[Some records]

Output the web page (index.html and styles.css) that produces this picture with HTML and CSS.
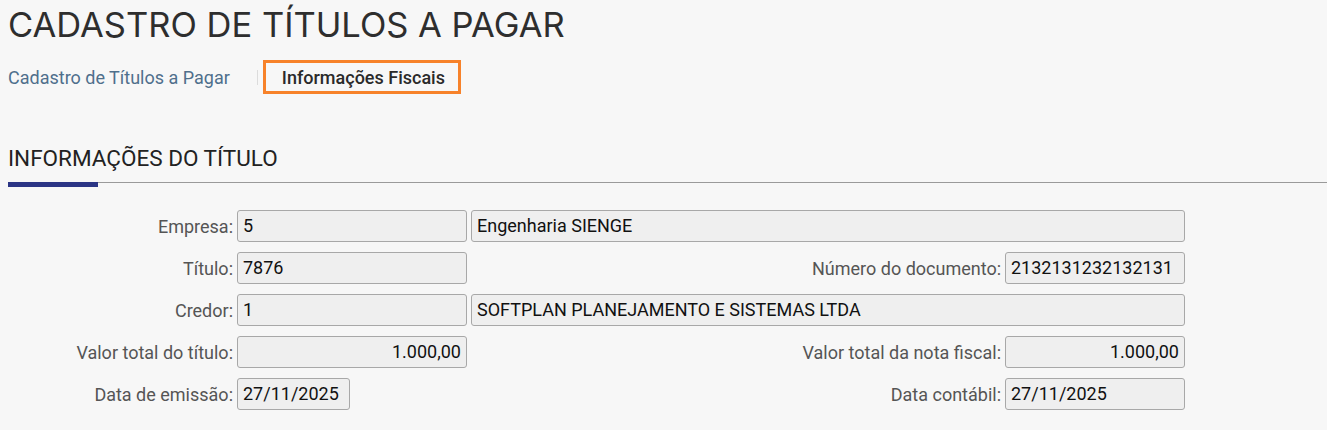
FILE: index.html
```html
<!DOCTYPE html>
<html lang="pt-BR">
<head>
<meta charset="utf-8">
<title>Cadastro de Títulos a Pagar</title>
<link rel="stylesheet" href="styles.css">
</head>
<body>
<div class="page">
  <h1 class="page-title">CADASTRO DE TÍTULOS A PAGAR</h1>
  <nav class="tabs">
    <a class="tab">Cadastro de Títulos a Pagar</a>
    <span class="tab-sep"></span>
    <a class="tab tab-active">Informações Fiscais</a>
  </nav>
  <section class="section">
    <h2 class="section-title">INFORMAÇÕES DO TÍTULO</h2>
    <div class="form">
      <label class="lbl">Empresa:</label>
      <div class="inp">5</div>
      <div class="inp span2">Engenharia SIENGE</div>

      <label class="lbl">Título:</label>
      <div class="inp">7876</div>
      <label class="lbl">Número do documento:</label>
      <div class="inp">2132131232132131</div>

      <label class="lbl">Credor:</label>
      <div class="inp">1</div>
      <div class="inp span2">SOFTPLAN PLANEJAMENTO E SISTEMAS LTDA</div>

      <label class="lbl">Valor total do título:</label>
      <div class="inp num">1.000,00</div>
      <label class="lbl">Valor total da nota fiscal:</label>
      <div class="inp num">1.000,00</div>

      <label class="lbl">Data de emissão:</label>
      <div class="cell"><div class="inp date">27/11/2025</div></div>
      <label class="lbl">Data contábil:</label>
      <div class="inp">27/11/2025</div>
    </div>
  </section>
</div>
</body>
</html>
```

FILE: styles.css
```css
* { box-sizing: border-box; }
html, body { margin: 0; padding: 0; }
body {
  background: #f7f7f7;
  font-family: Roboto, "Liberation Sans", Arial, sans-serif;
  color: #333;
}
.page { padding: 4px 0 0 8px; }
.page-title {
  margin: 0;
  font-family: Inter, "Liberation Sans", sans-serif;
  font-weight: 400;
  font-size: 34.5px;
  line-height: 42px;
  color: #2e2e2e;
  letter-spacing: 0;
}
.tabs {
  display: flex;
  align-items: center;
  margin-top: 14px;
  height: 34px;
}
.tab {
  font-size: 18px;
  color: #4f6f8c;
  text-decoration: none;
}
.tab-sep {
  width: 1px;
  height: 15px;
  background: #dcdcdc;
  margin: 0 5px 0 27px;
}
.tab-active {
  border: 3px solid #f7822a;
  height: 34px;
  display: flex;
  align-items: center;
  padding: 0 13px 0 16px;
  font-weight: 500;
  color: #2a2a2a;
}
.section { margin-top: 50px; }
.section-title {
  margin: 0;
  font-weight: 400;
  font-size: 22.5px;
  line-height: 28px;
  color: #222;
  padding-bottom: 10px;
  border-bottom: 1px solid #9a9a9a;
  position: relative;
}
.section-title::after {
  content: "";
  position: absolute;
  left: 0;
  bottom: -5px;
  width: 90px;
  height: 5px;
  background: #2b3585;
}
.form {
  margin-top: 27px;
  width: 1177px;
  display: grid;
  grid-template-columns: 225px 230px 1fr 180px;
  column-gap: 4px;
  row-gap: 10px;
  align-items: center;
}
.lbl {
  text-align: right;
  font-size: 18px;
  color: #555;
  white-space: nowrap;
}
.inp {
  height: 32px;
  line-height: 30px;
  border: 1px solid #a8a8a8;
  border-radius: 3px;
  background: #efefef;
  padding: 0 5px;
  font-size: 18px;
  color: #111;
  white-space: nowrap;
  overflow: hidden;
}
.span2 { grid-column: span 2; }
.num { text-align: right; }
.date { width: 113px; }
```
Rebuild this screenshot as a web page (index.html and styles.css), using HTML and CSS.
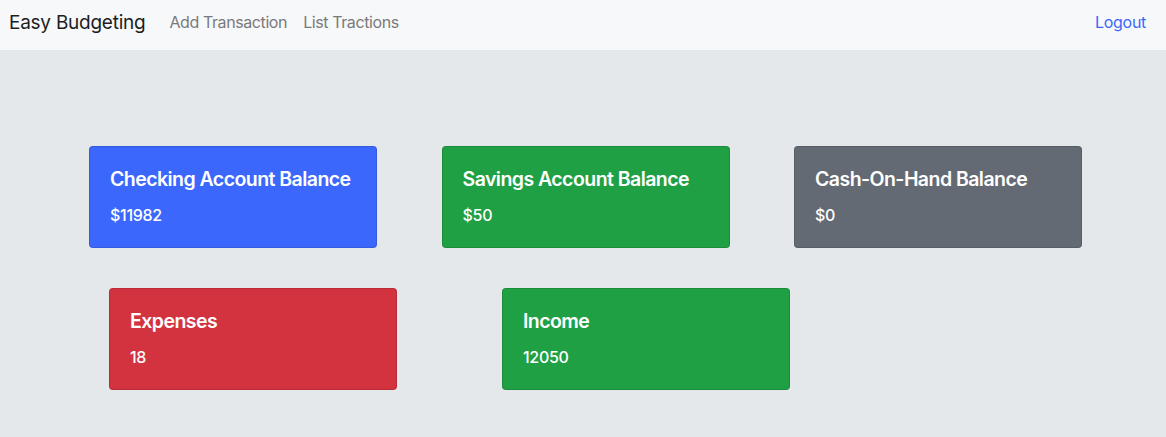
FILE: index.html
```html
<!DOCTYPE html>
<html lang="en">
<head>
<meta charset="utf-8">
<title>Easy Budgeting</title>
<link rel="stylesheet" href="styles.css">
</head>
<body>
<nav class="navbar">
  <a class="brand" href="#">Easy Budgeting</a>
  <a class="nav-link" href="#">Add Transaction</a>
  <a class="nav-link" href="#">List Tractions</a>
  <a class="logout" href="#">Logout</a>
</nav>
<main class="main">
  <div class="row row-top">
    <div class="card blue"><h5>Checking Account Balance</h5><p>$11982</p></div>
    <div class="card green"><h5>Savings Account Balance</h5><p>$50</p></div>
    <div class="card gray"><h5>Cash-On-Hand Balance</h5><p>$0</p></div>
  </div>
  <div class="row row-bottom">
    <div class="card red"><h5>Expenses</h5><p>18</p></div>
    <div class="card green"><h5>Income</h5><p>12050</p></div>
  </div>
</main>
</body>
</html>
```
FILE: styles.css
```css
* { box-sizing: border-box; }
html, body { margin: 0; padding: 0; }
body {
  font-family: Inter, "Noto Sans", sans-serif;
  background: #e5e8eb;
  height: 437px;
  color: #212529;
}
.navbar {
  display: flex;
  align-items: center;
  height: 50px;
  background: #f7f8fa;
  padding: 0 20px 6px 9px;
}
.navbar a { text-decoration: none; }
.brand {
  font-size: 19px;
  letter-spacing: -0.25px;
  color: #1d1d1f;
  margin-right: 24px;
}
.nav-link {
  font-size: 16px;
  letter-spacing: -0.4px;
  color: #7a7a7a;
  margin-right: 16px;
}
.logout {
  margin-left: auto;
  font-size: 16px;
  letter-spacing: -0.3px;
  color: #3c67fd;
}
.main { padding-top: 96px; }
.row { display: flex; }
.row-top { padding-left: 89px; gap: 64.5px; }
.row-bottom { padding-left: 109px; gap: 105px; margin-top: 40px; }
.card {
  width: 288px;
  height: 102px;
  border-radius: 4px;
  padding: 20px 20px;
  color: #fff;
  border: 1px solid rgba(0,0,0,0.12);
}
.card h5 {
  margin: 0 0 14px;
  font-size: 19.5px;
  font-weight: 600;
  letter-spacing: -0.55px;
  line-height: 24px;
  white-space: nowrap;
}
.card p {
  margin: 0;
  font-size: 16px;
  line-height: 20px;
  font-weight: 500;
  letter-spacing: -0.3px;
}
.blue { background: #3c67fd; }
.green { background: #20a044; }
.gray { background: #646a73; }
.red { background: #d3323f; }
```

= Instructions for the task =
Write out every record above exactly as it stands, but leave out the pictures.

= Answer =
Output the web page (index.html and styles.css) that produces this picture with HTML and CSS.
FILE: index.html
```html
<!DOCTYPE html>
<html lang="pt-BR">
<head>
<meta charset="utf-8">
<title>Cadastro de Títulos a Pagar</title>
<link rel="stylesheet" href="styles.css">
</head>
<body>
<div class="page">
  <h1 class="page-title">CADASTRO DE TÍTULOS A PAGAR</h1>
  <nav class="tabs">
    <a class="tab">Cadastro de Títulos a Pagar</a>
    <span class="tab-sep"></span>
    <a class="tab tab-active">Informações Fiscais</a>
  </nav>
  <section class="section">
    <h2 class="section-title">INFORMAÇÕES DO TÍTULO</h2>
    <div class="form">
      <label class="lbl">Empresa:</label>
      <div class="inp">5</div>
      <div class="inp span2">Engenharia SIENGE</div>

      <label class="lbl">Título:</label>
      <div class="inp">7876</div>
      <label class="lbl">Número do documento:</label>
      <div class="inp">2132131232132131</div>

      <label class="lbl">Credor:</label>
      <div class="inp">1</div>
      <div class="inp span2">SOFTPLAN PLANEJAMENTO E SISTEMAS LTDA</div>

      <label class="lbl">Valor total do título:</label>
      <div class="inp num">1.000,00</div>
      <label class="lbl">Valor total da nota fiscal:</label>
      <div class="inp num">1.000,00</div>

      <label class="lbl">Data de emissão:</label>
      <div class="cell"><div class="inp date">27/11/2025</div></div>
      <label class="lbl">Data contábil:</label>
      <div class="inp">27/11/2025</div>
    </div>
  </section>
</div>
</body>
</html>
```

FILE: styles.css
```css
* { box-sizing: border-box; }
html, body { margin: 0; padding: 0; }
body {
  background: #f7f7f7;
  font-family: Roboto, "Liberation Sans", Arial, sans-serif;
  color: #333;
}
.page { padding: 4px 0 0 8px; }
.page-title {
  margin: 0;
  font-family: Inter, "Liberation Sans", sans-serif;
  font-weight: 400;
  font-size: 34.5px;
  line-height: 42px;
  color: #2e2e2e;
  letter-spacing: 0;
}
.tabs {
  display: flex;
  align-items: center;
  margin-top: 14px;
  height: 34px;
}
.tab {
  font-size: 18px;
  color: #4f6f8c;
  text-decoration: none;
}
.tab-sep {
  width: 1px;
  height: 15px;
  background: #dcdcdc;
  margin: 0 5px 0 27px;
}
.tab-active {
  border: 3px solid #f7822a;
  height: 34px;
  display: flex;
  align-items: center;
  padding: 0 13px 0 16px;
  font-weight: 500;
  color: #2a2a2a;
}
.section { margin-top: 50px; }
.section-title {
  margin: 0;
  font-weight: 400;
  font-size: 22.5px;
  line-height: 28px;
  color: #222;
  padding-bottom: 10px;
  border-bottom: 1px solid #9a9a9a;
  position: relative;
}
.section-title::after {
  content: "";
  position: absolute;
  left: 0;
  bottom: -5px;
  width: 90px;
  height: 5px;
  background: #2b3585;
}
.form {
  margin-top: 27px;
  width: 1177px;
  display: grid;
  grid-template-columns: 225px 230px 1fr 180px;
  column-gap: 4px;
  row-gap: 10px;
  align-items: center;
}
.lbl {
  text-align: right;
  font-size: 18px;
  color: #555;
  white-space: nowrap;
}
.inp {
  height: 32px;
  line-height: 30px;
  border: 1px solid #a8a8a8;
  border-radius: 3px;
  background: #efefef;
  padding: 0 5px;
  font-size: 18px;
  color: #111;
  white-space: nowrap;
  overflow: hidden;
}
.span2 { grid-column: span 2; }
.num { text-align: right; }
.date { width: 113px; }
```
Rebuild this screenshot as a web page (index.html and styles.css), using HTML and CSS.
FILE: index.html
```html
<!DOCTYPE html>
<html lang="en">
<head>
<meta charset="utf-8">
<title>Easy Budgeting</title>
<link rel="stylesheet" href="styles.css">
</head>
<body>
<nav class="navbar">
  <a class="brand" href="#">Easy Budgeting</a>
  <a class="nav-link" href="#">Add Transaction</a>
  <a class="nav-link" href="#">List Tractions</a>
  <a class="logout" href="#">Logout</a>
</nav>
<main class="main">
  <div class="row row-top">
    <div class="card blue"><h5>Checking Account Balance</h5><p>$11982</p></div>
    <div class="card green"><h5>Savings Account Balance</h5><p>$50</p></div>
    <div class="card gray"><h5>Cash-On-Hand Balance</h5><p>$0</p></div>
  </div>
  <div class="row row-bottom">
    <div class="card red"><h5>Expenses</h5><p>18</p></div>
    <div class="card green"><h5>Income</h5><p>12050</p></div>
  </div>
</main>
</body>
</html>
```
FILE: styles.css
```css
* { box-sizing: border-box; }
html, body { margin: 0; padding: 0; }
body {
  font-family: Inter, "Noto Sans", sans-serif;
  background: #e5e8eb;
  height: 437px;
  color: #212529;
}
.navbar {
  display: flex;
  align-items: center;
  height: 50px;
  background: #f7f8fa;
  padding: 0 20px 6px 9px;
}
.navbar a { text-decoration: none; }
.brand {
  font-size: 19px;
  letter-spacing: -0.25px;
  color: #1d1d1f;
  margin-right: 24px;
}
.nav-link {
  font-size: 16px;
  letter-spacing: -0.4px;
  color: #7a7a7a;
  margin-right: 16px;
}
.logout {
  margin-left: auto;
  font-size: 16px;
  letter-spacing: -0.3px;
  color: #3c67fd;
}
.main { padding-top: 96px; }
.row { display: flex; }
.row-top { padding-left: 89px; gap: 64.5px; }
.row-bottom { padding-left: 109px; gap: 105px; margin-top: 40px; }
.card {
  width: 288px;
  height: 102px;
  border-radius: 4px;
  padding: 20px 20px;
  color: #fff;
  border: 1px solid rgba(0,0,0,0.12);
}
.card h5 {
  margin: 0 0 14px;
  font-size: 19.5px;
  font-weight: 600;
  letter-spacing: -0.55px;
  line-height: 24px;
  white-space: nowrap;
}
.card p {
  margin: 0;
  font-size: 16px;
  line-height: 20px;
  font-weight: 500;
  letter-spacing: -0.3px;
}
.blue { background: #3c67fd; }
.green { background: #20a044; }
.gray { background: #646a73; }
.red { background: #d3323f; }
```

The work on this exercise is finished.